聞こえない君の歌声を、僕だけが知っている。

 それはまだ1周目なのだと思いたい。それとも何十周だとか何百周の果ての出来事であっても、いつか誰もがずっと笑顔で触れあっていつづけられる時が巡って来ることを願いたい。

 松山剛の「聞こえない君の歌声を、僕だけが知っている。」(メディアワークス文庫、630円)を読んで、慟哭にむせびながらそんなことを思った。どういう意味かはこの小説を読み終えた人なら分かるだろう。そうでない人にはこれから読んで欲しいと告げる。きっと同じような思いに捉えられるから。同時に変えられない運命なら今を精いっぱいに生きようと思えてくるから。

 父親を早くに失い、女手一つで育ててくれた母親も大学への合格が決まった翌日に過労が祟って死んでしまった永瀬英治という青年は、学費を貯めていてくれた母親の思いも受けて大学へと通い始めて友人もでき、その中から「無声少女」というネットで流行り始めている動画のことを知る。

 “歌ってみた”の生主なりユーチューバーが、歌っている動画を投稿しているものではない。映っている少女は確かに何か歌っているように見えるけれど、そこには歌声がついていない。だから無声少女。けれども真剣に歌うその仕草や表情が話題になって「無声少女」の動画へのアクセスは増え、口の動きに合わせるように歌詞をつけて投稿し直す者も現れた。

 それもまた人気になったけれど、永瀬は無声のままの動画に強く惹かれて、そのまましばらく「無声少女」を見続けていた、そんなある日、講義中にスマートフォンで再生した「無声少女」の動画から音声が流れ始めた。慌てて消して周囲を見渡し、そしてまた再生をしても周囲が驚いている様子はない。

 どうやら「無声少女」の歌声は自分だけにしか聞こえていない。つまりは幻聴? そう考えるのが普通で、医者にも診てもらったものの原因は分からず、症状も認められなかった。だったら何が原因か? 分からないまま永瀬は聞こえて来た歌詞を書き留め、そこで歌われているいくつかのキーワードを抜き出し、ヒントになりそうな場所を類推し、ネットの力も借りてひとつの地域が関係していそうだと割り出す。

 幻聴は止まらず、どうにかしようといった思いもあって割り出された場所を訪ねた永瀬は、そこでひとりの少女と出会う。けれども彼女は「無声少女」ではなかった。それでも「無声少女」の歌っている歌とは関わりがあった。どういうことなのか。それはサクヤと名乗った少女も思ったようで、2人はいっしょになってどうして「無声少女」がその歌詞を歌っているのかを調べ始める。

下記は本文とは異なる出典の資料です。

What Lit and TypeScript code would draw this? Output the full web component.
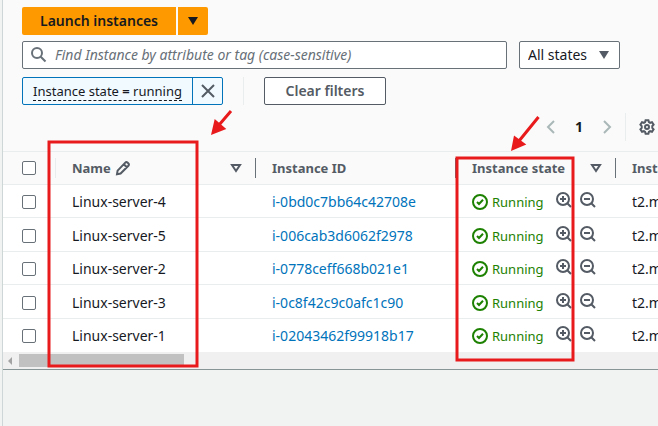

 そしてたどり着いたひとつの答えが、慟哭しか浮かばない運命の残酷さといったものを浮かび上がらせる。永瀬は迷う。その運命を選べば導かれるひとつの未来がある。同時に失われる現在もあったりする。永瀬に限らず誰だって迷いそうな運命の分かれ目に対し、出された答えに無言で頭を垂れ、ありがとうという気持を送りたくなる。

 失われる何かがあると分かっているひとつの未来に向かって、きびすを返すことはせず脇にそれることもしないでまっすぐに歩み出す。それは勇気だろう。そして愛だろう。自分にも注がれてきた愛を、自分だけが独り占めにしてはいけない、後に繋いでいかなくてはいけないという思いもあったのかもしれない。そうすることによって誰かが幸福になるのなら、迷わずに運命を選ぼうとする気持の尊さを浴びて涙する。

 そして同時に、ここではたどりつけなかった未来へと、もしかしたらつながる運命がいつか訪れるのかもしれないと期待する。1周では変えられなかったとしても、何十回、何百回とトライし続けることでちょっとずつ変わっていった果てに、もう大丈夫な世界が待っているのかもしれない。そうあって欲しいし、そうでなくてはいけないとすら思う。

 もちろん現実はひとつの時間しか流れない。だから選び取った運命を変えることはできないけれど、それならなおのこと、誰かの幸福を最大限に願いって今をめいっぱいに生きることが必要なのだ。今もどこかから発せられているだろう「無声少女」の見えない動画から流れている聞こえない呼びかけを心に感じて、後悔しない運命を選び取る努力をしていこう。

 泣いていたって始まらない。怒っていても変わらないなら自分に出来ることをしよう。僕だけが君の歌声を知っているなら、それを僕たちのため、誰かたのためにつなげる生き方を誰もがしよう。そうやって生まれる世界から、理不尽な慟哭が少しでもなくなることを願って。